The year I graduated from college, I left home to spend two years in the Ivory Coast. Being a French major, I worked in a publication house for French-speaking West Africa. Now, thirty-some years later, I look back at my journals and see how I’ve changed or haven’t changed.
I wrote about thinking how hard it was to realize I was actually in Africa, thousands of miles from home, and then being hit with a sudden bought of homesickness, feeling completely lost and alone. I was surrounded by masses of people, who were so different from me in color, ideas, life and goals. How was I to serve God as the outsider?
God would remind me through a common smile or laugh that I was not all that different from those around me. All peoples experience moments of joy along with those of sadness and grief. While our hopes and aspirations may be for different things, we still have the common longing for something more, something better.
Our humanity draws us together. God uses these similarities to help us build bridges in conversation and relationship.
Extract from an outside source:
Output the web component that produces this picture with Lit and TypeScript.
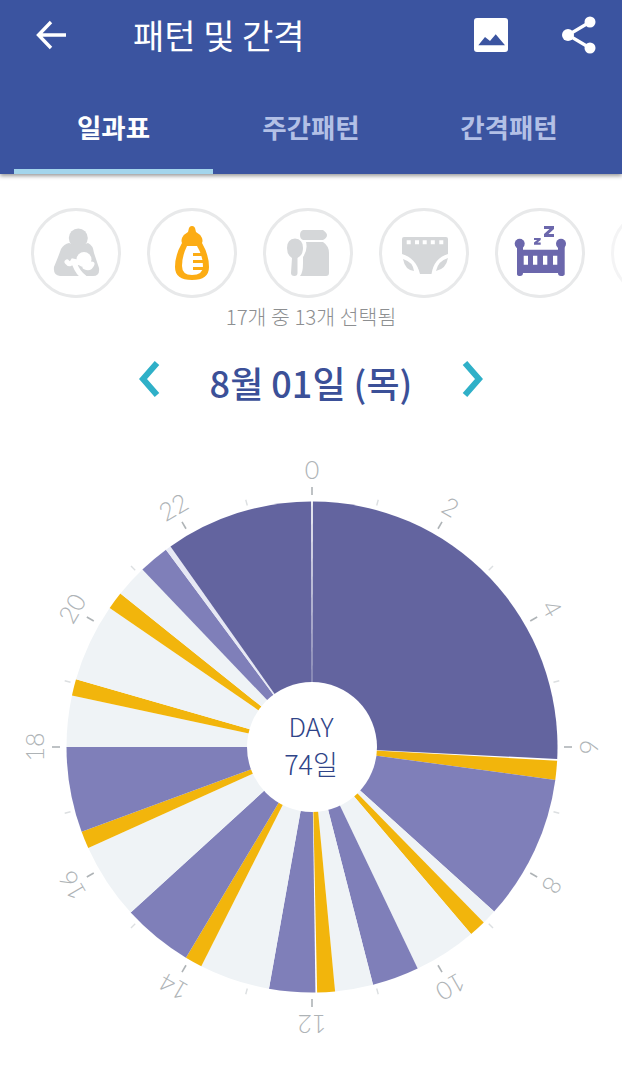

When I left that country two years later, I found myself more at home there than in my own hometown.
I was still an outsider.
Then the cycle did it all over again. I moved away, yet again, to another region, another people, another language and religion. The insider became the outsider; the outsider became the insider.
I came home again and became the outsider yet again.
I’m grateful, however, that my years of travel and struggle with new cultures has given me compassion for those who are uprooted and forced to leave their native lands. It’s also helped me to see the mutual characteristics and needs in all peoples, no matter the background or language. Finally, it’s helped me realize that what makes me an outsider is not my skin color, language or background, but my relationship with Christ. I can be as much an outsider in my hometown as in any of the places I’ve lived or traveled.
I’m comfortable in my outsider status, because it keeps me rooted in that which is to be my true home, my future home — the home I’ll have with Jesus.
Where’s your true resting place? In this world or far beyond? I pray that you will find peace in being the outsider wherever you live, knowing the day will come, when his children will all be insiders with him.